Six months after his resignation from the Globe, the New York Daily News recruited Barnicle to write for them, and later the Boston Herald. Barnicle told reporters that he had nothing but "fond feelings for 25 years at the Globe. Barnicle hosted a radio show three times a week called Barnicle's View.
Barnicle has since become a staple on MSNBC, including on Morning Joe as well as on specials on breaking news topics and presidential elections. Barnicle interviewed all of the candidates in the 2016 presidential race. He is currently interviewing the 2020 presidential candidates through his work on Morning Joe.
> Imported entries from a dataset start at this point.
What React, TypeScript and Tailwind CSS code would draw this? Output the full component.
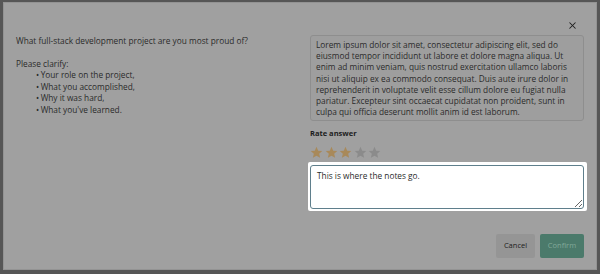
import { X } from "lucide-react";

const points = [
  "Your role on the project,",
  "What you accomplished,",
  "Why it was hard,",
  "What you've learned.",
];

const answer =
  "Lorem ipsum dolor sit amet, consectetur adipiscing elit, sed do eiusmod tempor incididunt ut labore et dolore magna aliqua. Ut enim ad minim veniam, quis nostrud exercitation ullamco laboris nisi ut aliquip ex ea commodo consequat. Duis aute irure dolor in reprehenderit in voluptate velit esse cillum dolore eu fugiat nulla pariatur. Excepteur sint occaecat cupidatat non proident, sunt in culpa qui officia deserunt mollit anim id est laborum.";

function Star({ on }: { on: boolean }) {
  return (
    <svg width="13" height="13" viewBox="0 0 24 24">
      <path
        d="M12 1.5l3.1 7.1 7.6.7-5.8 5 1.8 7.5L12 17.8l-6.7 4 1.8-7.5-5.8-5 7.6-.7z"
        fill={on ? "#a8895a" : "#8b8b8b"}
      />
    </svg>
  );
}

export default function App() {
  return (
    <div
      className="w-[600px] h-[274px] bg-[#565656] pt-[2px] pl-[3px] text-[#2b2b2b]"
      style={{ fontFamily: "'Open Sans', sans-serif" }}
    >
      <div className="relative w-[594px] h-[268px] bg-[#a0a0a0] border border-[#939393] flex flex-col px-[12px] pt-[32px] pb-[11px]">
        {/* Close */}
        <button className="absolute right-[18px] top-[17px] text-[#1e1e1e]">
          <X size={11} strokeWidth={2.2} />
        </button>

        <div className="flex justify-between flex-1">
          {/* Question */}
          <div className="text-[8.3px] leading-[11.6px]">
            <p>What full-stack development project are you most proud of?</p>
            <p className="mt-[11px]">Please clarify:</p>
            <ul className="pl-[20px]">
              {points.map((p) => (
                <li key={p} className="flex gap-[1.5px]">
                  <span>•</span>
                  <span>{p}</span>
                </li>
              ))}
            </ul>
          </div>

          {/* Answer + rating */}
          <div className="w-[274px] flex flex-col">
            <div className="border border-[#8e8e8e] bg-[#9e9e9e] rounded-[3px] pl-[5px] pr-[3px] pt-[3px] pb-[3px] text-[8.3px] leading-[11.2px]">
              {answer}
            </div>
            <p className="mt-[7px] text-[7.5px] leading-[10px] font-bold text-[#1c1c1c]">
              Rate answer
            </p>
            <div className="flex gap-[1.5px] mt-[8px]">
              {[1, 2, 3, 4, 5].map((n) => (
                <Star key={n} on={n <= 3} />
              ))}
            </div>
            <div className="mt-[3px] -mx-[2.5px] p-[2.5px] bg-white rounded-[2px]">
              <textarea
                spellCheck={false}
                defaultValue="This is where the notes go."
                className="block w-full h-[44px] border-[1.5px] border-[#5f7f8c] rounded-[3px] px-[6px] pt-[5px] text-[8.3px] leading-[10px] text-[#2b2b2b] outline-none"
                style={{ fontFamily: "'Open Sans', sans-serif" }}
              />
            </div>
          </div>
        </div>

        {/* Actions */}
        <div className="flex justify-end gap-[5px]">
          <button className="w-[39px] h-[24px] rounded-[2px] bg-[#959595] text-[7.5px] text-[#1e1e1e]">
            Cancel
          </button>
          <button className="w-[44px] h-[24px] rounded-[2px] bg-[#4b7a6b] text-[7.5px] text-[#82a999]">
            Confirm
          </button>
        </div>
      </div>
    </div>
  );
}
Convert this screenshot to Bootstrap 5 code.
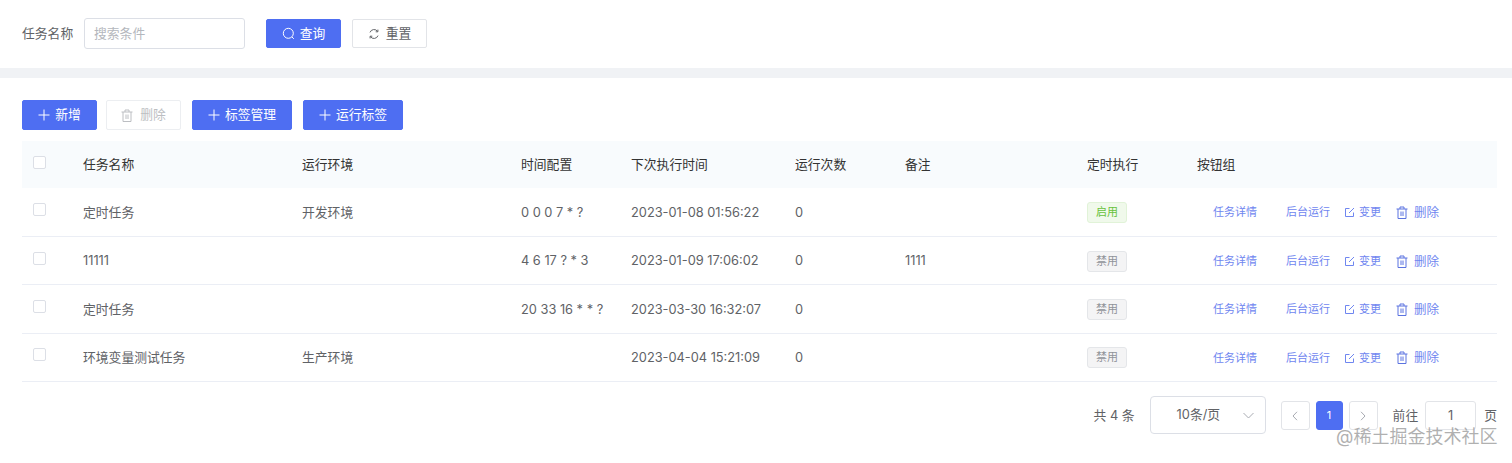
<!DOCTYPE html>
<html lang="zh-CN">
<head>
  <meta charset="UTF-8" />
  <meta name="viewport" content="width=device-width, initial-scale=1.0" />
  <title>定时任务</title>
  <link href="https://cdn.jsdelivr.net/npm/bootstrap@5.3.3/dist/css/bootstrap.min.css" rel="stylesheet" />
  <style>
    body {
      font-family: Inter, "Noto Sans CJK SC", sans-serif;
      font-size: 12.8px;
      color: #606266;
      background: #fff;
      height: 463px;
      overflow: hidden;
    }
    svg { flex: none; }
    .search-bar { height: 68px; padding: 18px 22px 0; }
    .search-label { width: 62px; line-height: 31px; }
    .search-input {
      width: 161px; height: 31px; font-size: 12.8px; padding: 0 9px;
      border: 1px solid #dcdfe6; border-radius: 3px; color: #606266;
    }
    .search-input::placeholder { color: #b4b7bd; }
    .band { height: 10px; background: #f0f2f5; }
    .main-area { padding: 22px 15px 0 22px; }
    .act-btn {
      height: 30px; font-size: 12.8px; padding: 0; border-radius: 2px;
      display: inline-flex; align-items: center; justify-content: center; gap: 5px;
      border: 1px solid #4e6ef2; background: #4e6ef2; color: #fff;
    }
    .act-btn:hover { background: #4e6ef2; border-color: #4e6ef2; color: #fff; }
    .act-plain { background: #fff; border-color: #e2e4e8; color: #606266; gap: 6px; }
    .act-off { background: #fff; border-color: #eceef1; color: #bcbec2; gap: 7px; }
    .act-search { height: 29px; margin-top: 1px; }
    .w-75px { width: 75px; }
    .w-100px { width: 100px; }
    .gap-search { margin-left: 21px; }
    .gap-reset { margin-left: 11px; }
    .gap-del { margin-left: 9px; }
    .gap-tool { margin-left: 11px; }
    .task-table { table-layout: fixed; width: 1475px; margin: 11px 0 0; font-size: 12.8px; }
    .task-table th, .task-table td {
      padding: 0 12px; vertical-align: middle; border-bottom: 1px solid #ebeef5;
      color: #606266; font-weight: 400; white-space: nowrap; box-shadow: none;
    }
    .task-table th { height: 47px; background: #f8fbfd; color: #333; border-bottom: 0; }
    .task-table td { height: 48.4px; padding-top: 1px; }
    .c-check { width: 49px; }
    .c-name, .c-env { width: 219px; }
    .c-cron { width: 110px; }
    .c-next { width: 164px; }
    .c-count { width: 110px; }
    .c-note { width: 182px; }
    .c-switch { width: 110px; }
    .task-table .check-cell { padding: 0 0 5px 11px; }
    .fake-check {
      display: block; width: 13px; height: 13px; border: 1px solid #dcdfe6;
      border-radius: 2px; background: #fff;
    }
    .state {
      display: inline-block; width: 40px; height: 21px; line-height: 19px; text-align: center;
      font-size: 11px; border-radius: 3px; border: 1px solid #e4e6e9; background: #f4f4f5; color: #909399;
    }
    .state-on { background: #f0f9eb; border-color: #e1f3d8; color: #67c23a; }
    .task-table .ops { padding-left: 28px; font-size: 11px; }
    .ops-line { color: #6f86f0; }
    .op-a { width: 73px; }
    .op-b { width: 59px; }
    .op-c { width: 51px; gap: 4px; }
    .op-d { gap: 6px; font-size: 12.5px; }
    .op-d svg { stroke: #5b73e0; }
    .op-d span { padding-top: 2px; }
    .pager { height: 52px; padding-top: 14px; }
    .page-text { line-height: 29px; margin-top: 5px; }
    .page-total { margin-right: 15px; }
    .page-size {
      width: 116px; height: 38px; border: 1px solid #dcdfe6; border-radius: 4px; padding: 0 11px 0 26px;
      margin-right: 15px;
    }
    .page-btn {
      width: 29px; height: 29px; margin-top: 5px; border: 1px solid #e2e4e8; border-radius: 3px; color: #a8abb2;
      background: #fff;
    }
    .page-next { margin-left: 6px; }
    .page-on { width: 27px; margin-left: 6px; background: #4e6ef2; border-color: #4e6ef2; color: #fff; font-size: 11px; }
    .page-go { width: 51px; height: 29px; margin: 5px 8px 0 7px; border: 1px solid #e2e4e8; border-radius: 3px; color: #606266; }
    .page-goto { margin-left: 15px; }
    .watermark {
      position: absolute; left: 1336px; top: 425px; font-size: 18px; line-height: 24px;
      color: rgba(150, 150, 150, .75); white-space: nowrap;
    }
  </style>
</head>
<body>

  <div class="search-bar d-flex align-items-start">
    <span class="search-label">任务名称</span>
    <input type="text" class="search-input" placeholder="搜索条件" />
    <button type="button" class="btn act-btn act-search w-75px gap-search">
      <svg width="13" height="13" viewBox="0 0 13 13" fill="none" stroke="currentColor" stroke-width="1"><circle cx="6.3" cy="6.3" r="5"/><path d="M10 10l1.8 1.8"/></svg>查询
    </button>
    <button type="button" class="btn act-btn act-plain act-search w-75px gap-reset">
      <svg width="12" height="12" viewBox="0 0 12 12" fill="none" stroke="currentColor" stroke-width="1"><path d="M2 4.4A4.3 4.3 0 0 1 9.6 3.4M10 7.6A4.3 4.3 0 0 1 2.4 8.6"/><path d="M9.9 1.6v2.2H7.7M2.1 10.4V8.2h2.2"/></svg>重置
    </button>
  </div>
  <div class="band"></div>

  <div class="main-area">
    <div class="d-flex">
      <button type="button" class="btn act-btn w-75px">
        <svg width="12" height="12" viewBox="0 0 12 12" stroke="currentColor" stroke-width="1"><path d="M6 .5v11M.5 6h11"/></svg>新增
      </button>
      <button type="button" class="btn act-btn act-off w-75px gap-del">
        <svg width="12" height="13" viewBox="0 0 12 13" fill="none" stroke="currentColor" stroke-width="1"><path d="M.5 3h11M4 3V1h4v2M2 3v9.5h8V3M5 5.5v4.5M7 5.5v4.5"/></svg>删除
      </button>
      <button type="button" class="btn act-btn w-100px gap-tool">
        <svg width="12" height="12" viewBox="0 0 12 12" stroke="currentColor" stroke-width="1"><path d="M6 .5v11M.5 6h11"/></svg>标签管理
      </button>
      <button type="button" class="btn act-btn w-100px gap-tool">
        <svg width="12" height="12" viewBox="0 0 12 12" stroke="currentColor" stroke-width="1"><path d="M6 .5v11M.5 6h11"/></svg>运行标签
      </button>
    </div>

    <table class="table task-table" id="taskTable">
      <colgroup>
        <col class="c-check" /><col class="c-name" /><col class="c-env" /><col class="c-cron" />
        <col class="c-next" /><col class="c-count" /><col class="c-note" /><col class="c-switch" /><col />
      </colgroup>
      <thead>
        <tr>
          <th class="check-cell"><span class="fake-check"></span></th>
          <th>任务名称</th><th>运行环境</th><th>时间配置</th><th>下次执行时间</th><th>运行次数</th><th>备注</th><th>定时执行</th><th>按钮组</th>
        </tr>
      </thead>
      <tbody></tbody>
    </table>

    <div class="pager d-flex justify-content-end align-items-start">
      <span class="page-text page-total">共 4 条</span>
      <div class="page-size d-flex align-items-center justify-content-between">
        <span>10条/页</span>
        <svg width="11" height="7" viewBox="0 0 11 7" fill="none" stroke="#a8abb2"><path d="M.5 1l5 5 5-5"/></svg>
      </div>
      <div class="page-btn d-flex align-items-center justify-content-center">
        <svg width="6" height="10" viewBox="0 0 6 10" fill="none" stroke="currentColor"><path d="M5 .8L1 5l4 4.2"/></svg>
      </div>
      <div class="page-btn page-on d-flex align-items-center justify-content-center">1</div>
      <div class="page-btn page-next d-flex align-items-center justify-content-center">
        <svg width="6" height="10" viewBox="0 0 6 10" fill="none" stroke="currentColor"><path d="M1 .8L5 5 1 9.2"/></svg>
      </div>
      <span class="page-text page-goto">前往</span>
      <div class="page-go d-flex align-items-center justify-content-center">1</div>
      <span class="page-text">页</span>
    </div>
  </div>

  <div class="watermark">@稀土掘金技术社区</div>

  <script src="https://cdn.jsdelivr.net/npm/bootstrap@5.3.3/dist/js/bootstrap.bundle.min.js"></script>
  <script>
    const rows = [
      ["定时任务", "开发环境", "0 0 0 7 * ?", "2023-01-08 01:56:22", "0", "", true],
      ["11111", "", "4 6 17 ? * 3", "2023-01-09 17:06:02", "0", "1111", false],
      ["定时任务", "", "20 33 16 * * ?", "2023-03-30 16:32:07", "0", "", false],
      ["环境变量测试任务", "生产环境", "", "2023-04-04 15:21:09", "0", "", false]
    ];
    const editIcon = '<svg width="10" height="10" viewBox="0 0 10 10" fill="none" stroke="currentColor"><path d="M8.5 5.5v4h-8v-8h4M4 6l5-5"/></svg>';
    const trashIcon = '<svg width="12" height="13" viewBox="0 0 12 13" fill="none" stroke="currentColor"><path d="M.5 3h11M4 3V1h4v2M2 3v9.5h8V3M5 5.5v4.5M7 5.5v4.5"/></svg>';
    document.querySelector("#taskTable tbody").innerHTML = rows.map(r => `
      <tr>
        <td class="check-cell"><span class="fake-check"></span></td>
        <td>${r[0]}</td><td>${r[1]}</td><td>${r[2]}</td><td>${r[3]}</td><td>${r[4]}</td><td>${r[5]}</td>
        <td><span class="state ${r[6] ? "state-on" : ""}">${r[6] ? "启用" : "禁用"}</span></td>
        <td class="ops"><div class="ops-line d-flex align-items-center">
          <span class="op-a">任务详情</span><span class="op-b">后台运行</span>
          <span class="op-c d-flex align-items-center">${editIcon}变更</span>
          <span class="op-d d-flex align-items-center">${trashIcon}<span>删除</span></span>
        </div></td>
      </tr>`).join("");
  </script>
</body>
</html>
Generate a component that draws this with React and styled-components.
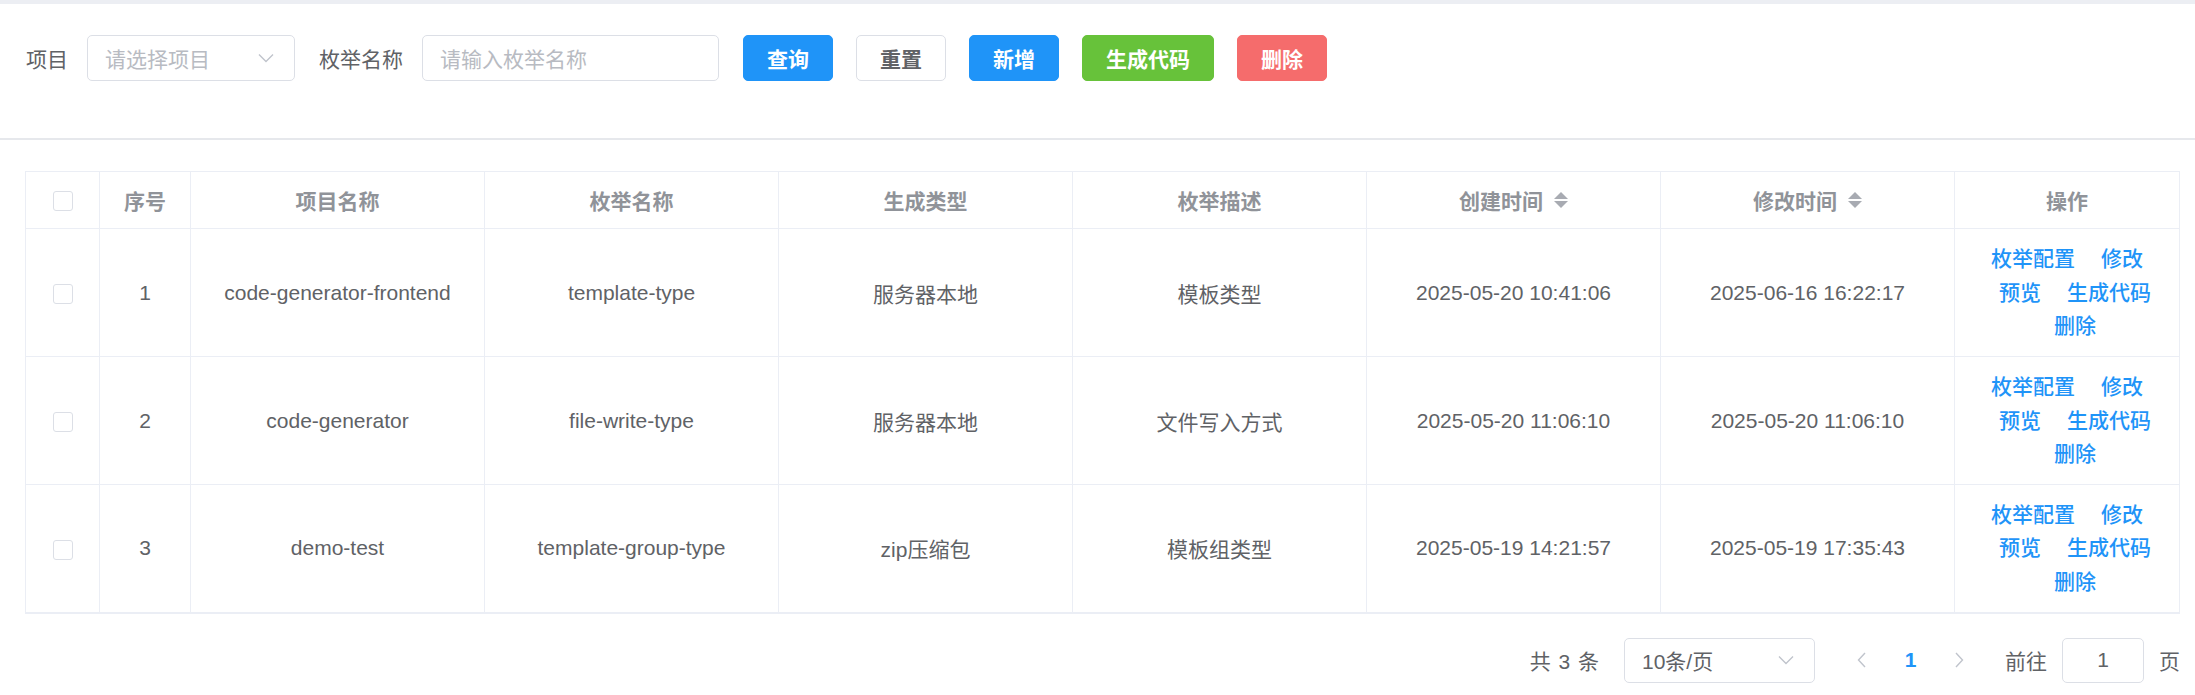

Barnicle is a devoted baseball fan and was interviewed in Ken Burns's film Baseball in The Tenth Inning movie, where he mostly commented on the 2003–2004 Boston Red Sox. He has also been featured in TV documentaries and programs, including Fabulous Fenway: America's Legendary Ballpark ; City of Champions: The Best of Boston Sports ; ESPN 25: Who's #1 ; Reverse of the Curse of the Bambino ; The Curse of the Bambino ; ESPN Sports Century ; Baseball ; and in the TV series Prime 9 for MLB Network.

Personal

Barnicle is married to the vice chair of Bank of America, Anne Finucane; the couple have four adult children and live in Lincoln, Massachusetts.